TASK DATA:

::::::::::

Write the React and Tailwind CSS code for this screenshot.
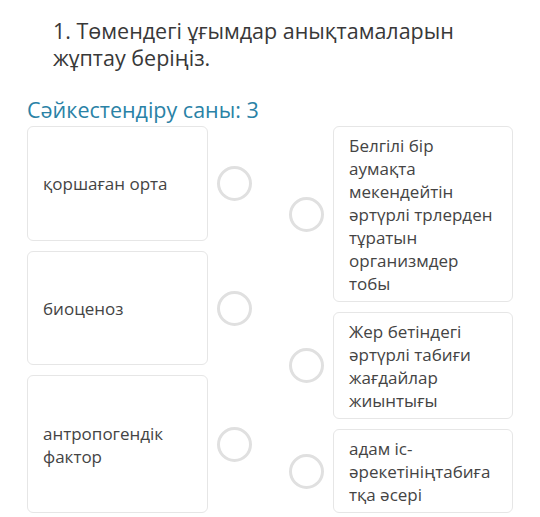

::::::::::

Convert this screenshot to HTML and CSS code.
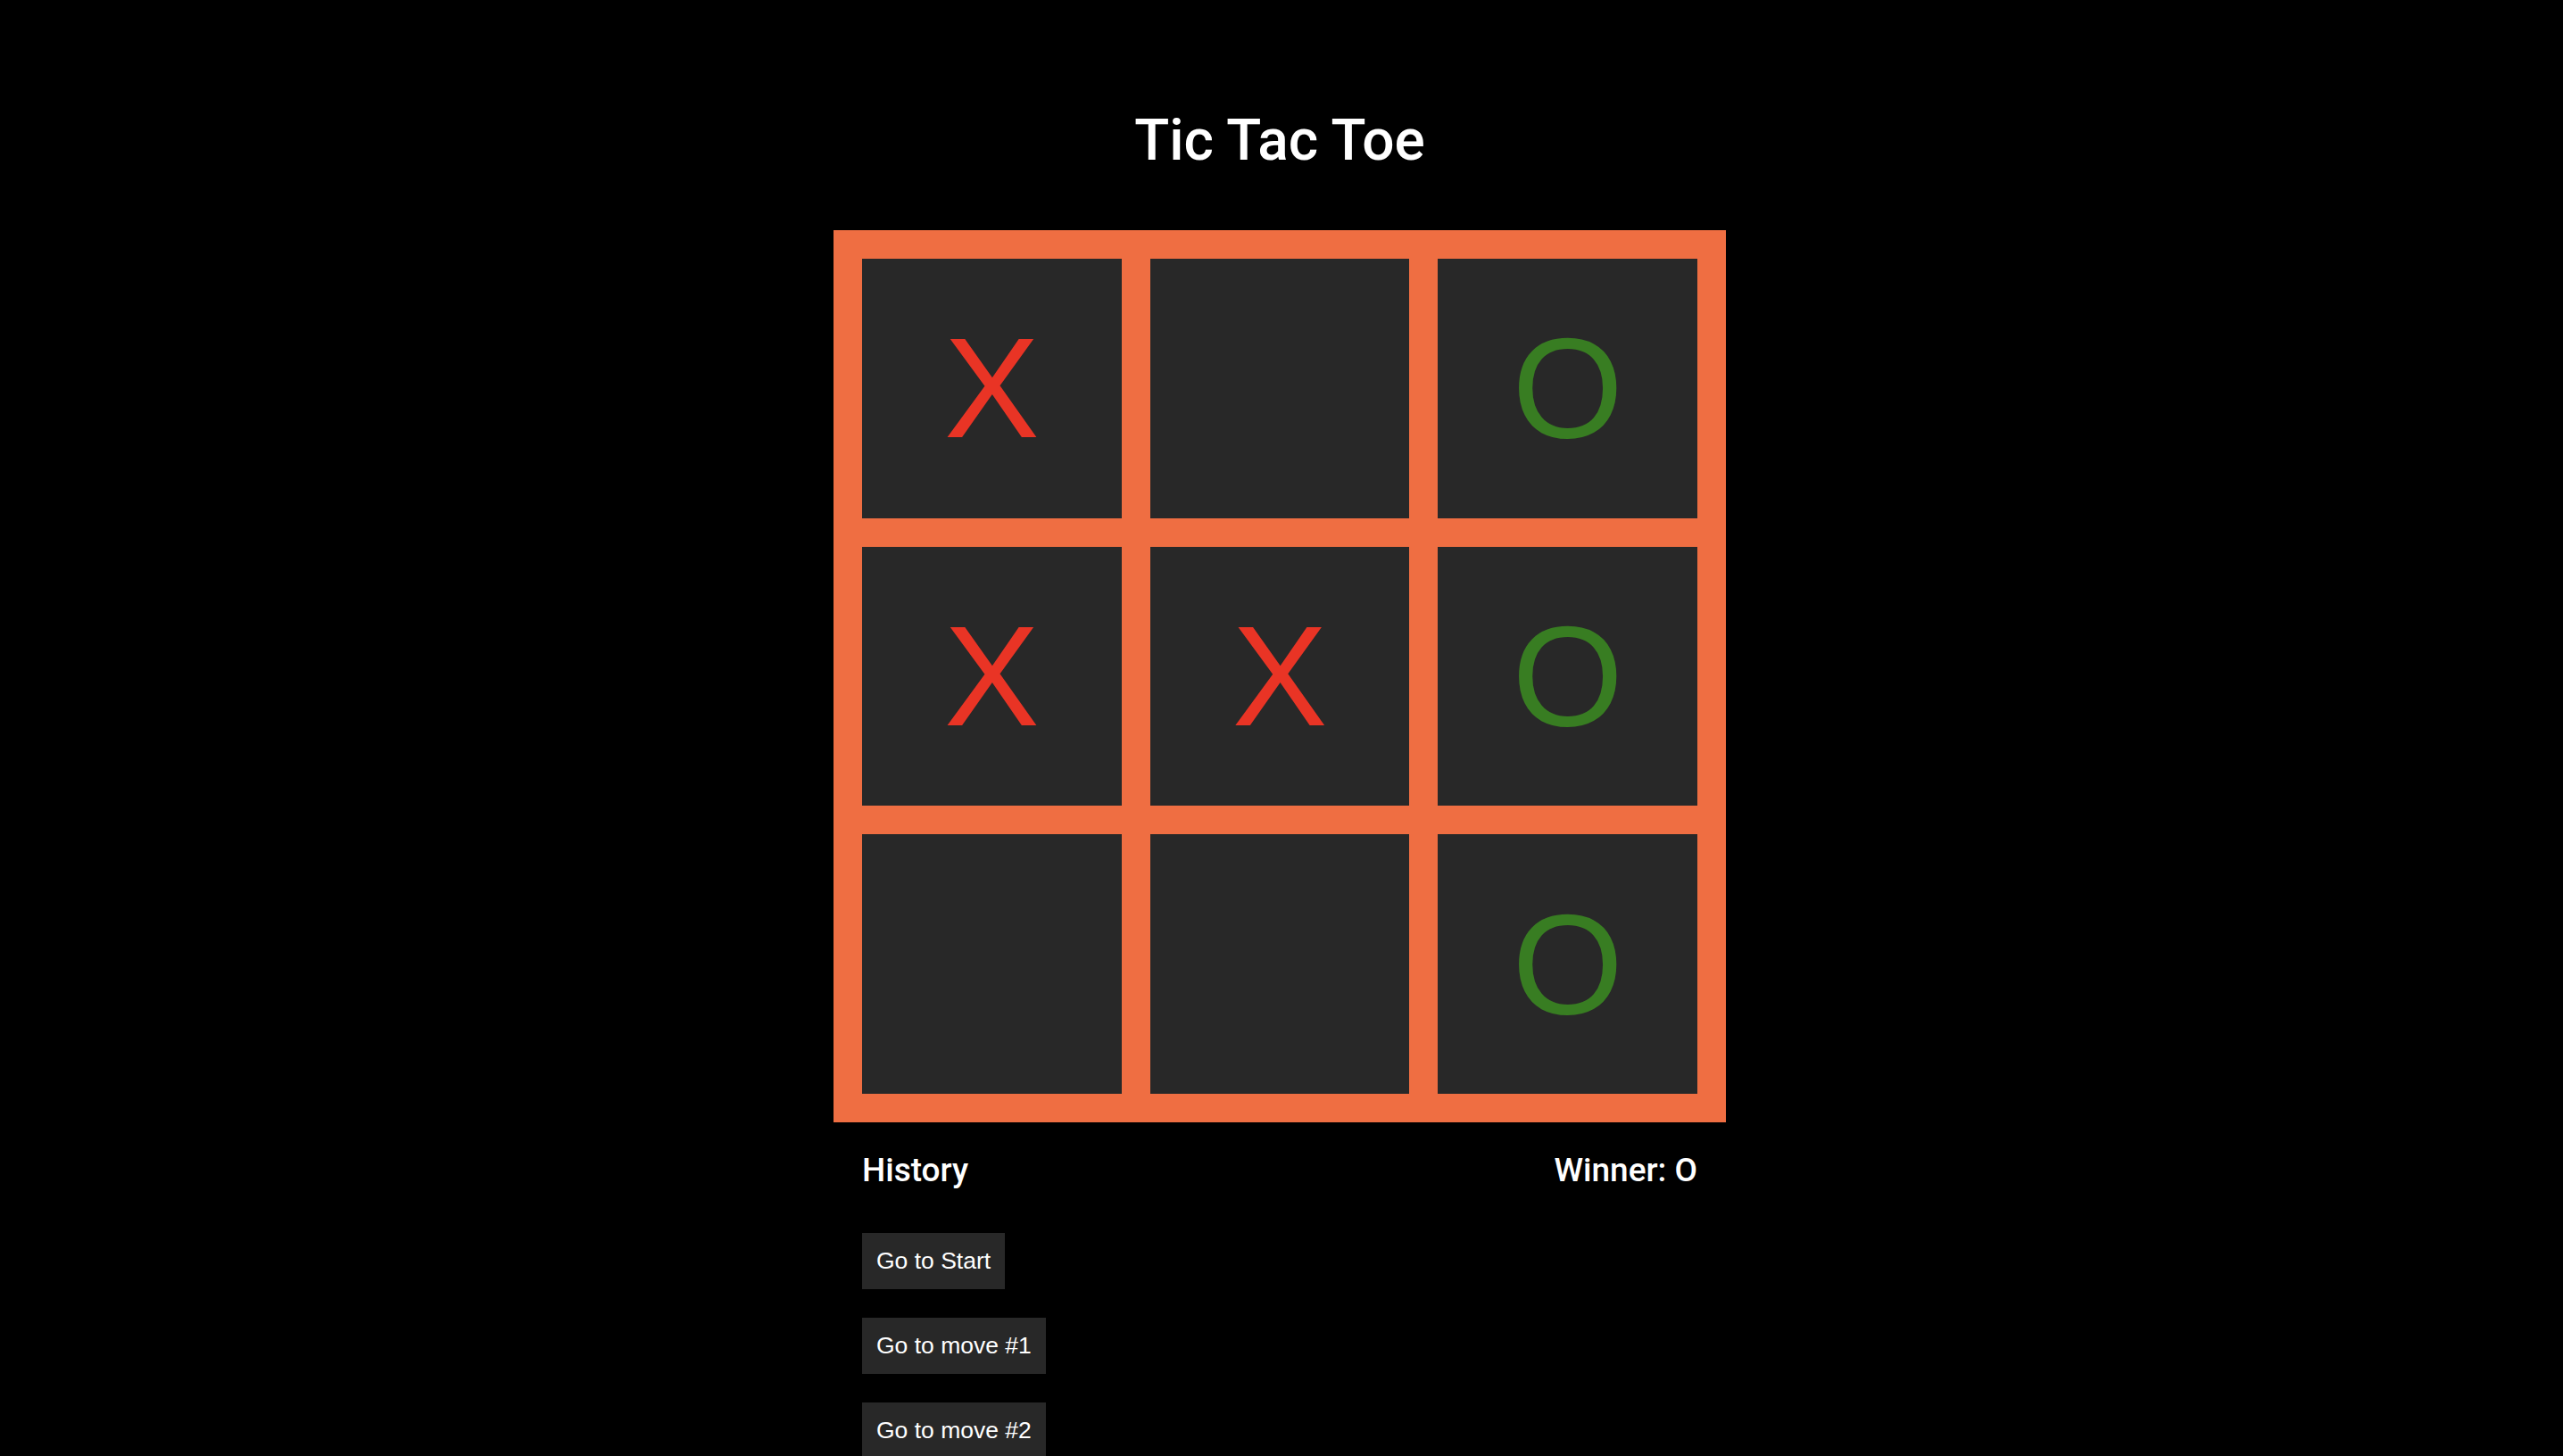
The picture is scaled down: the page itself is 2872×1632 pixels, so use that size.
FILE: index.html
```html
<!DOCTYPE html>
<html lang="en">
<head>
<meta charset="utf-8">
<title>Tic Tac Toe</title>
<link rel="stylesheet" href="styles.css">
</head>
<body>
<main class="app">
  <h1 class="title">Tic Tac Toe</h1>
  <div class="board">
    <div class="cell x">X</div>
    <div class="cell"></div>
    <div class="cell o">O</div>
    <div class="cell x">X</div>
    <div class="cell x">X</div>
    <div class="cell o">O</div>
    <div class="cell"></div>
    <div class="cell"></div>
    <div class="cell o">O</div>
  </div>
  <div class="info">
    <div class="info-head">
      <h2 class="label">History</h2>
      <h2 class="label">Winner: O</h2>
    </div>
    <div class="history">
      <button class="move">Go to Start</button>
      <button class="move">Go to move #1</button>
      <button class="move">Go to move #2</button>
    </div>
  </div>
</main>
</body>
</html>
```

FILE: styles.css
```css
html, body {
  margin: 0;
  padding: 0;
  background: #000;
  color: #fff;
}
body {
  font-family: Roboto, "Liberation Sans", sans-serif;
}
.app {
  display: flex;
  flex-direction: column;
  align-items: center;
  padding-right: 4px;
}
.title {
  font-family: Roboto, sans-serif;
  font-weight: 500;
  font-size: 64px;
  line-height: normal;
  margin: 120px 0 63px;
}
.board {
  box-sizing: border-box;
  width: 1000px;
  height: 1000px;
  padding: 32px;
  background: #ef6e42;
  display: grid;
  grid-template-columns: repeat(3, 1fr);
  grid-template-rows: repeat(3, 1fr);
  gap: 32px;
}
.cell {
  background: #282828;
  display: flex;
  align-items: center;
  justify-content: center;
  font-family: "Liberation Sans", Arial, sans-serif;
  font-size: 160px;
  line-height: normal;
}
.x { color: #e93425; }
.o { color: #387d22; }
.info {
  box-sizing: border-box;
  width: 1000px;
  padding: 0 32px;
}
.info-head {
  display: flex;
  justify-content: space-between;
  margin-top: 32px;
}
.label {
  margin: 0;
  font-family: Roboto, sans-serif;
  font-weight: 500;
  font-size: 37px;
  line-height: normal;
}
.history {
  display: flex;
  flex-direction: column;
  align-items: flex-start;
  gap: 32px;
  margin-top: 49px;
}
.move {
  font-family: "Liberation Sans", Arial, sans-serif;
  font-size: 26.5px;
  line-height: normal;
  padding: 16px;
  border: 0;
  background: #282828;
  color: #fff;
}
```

::::::::::

EXERCISE: Your answer should be a single number: the count of lines in the material above that contain "this".

SOLUTION TO THE PROBLEM: 2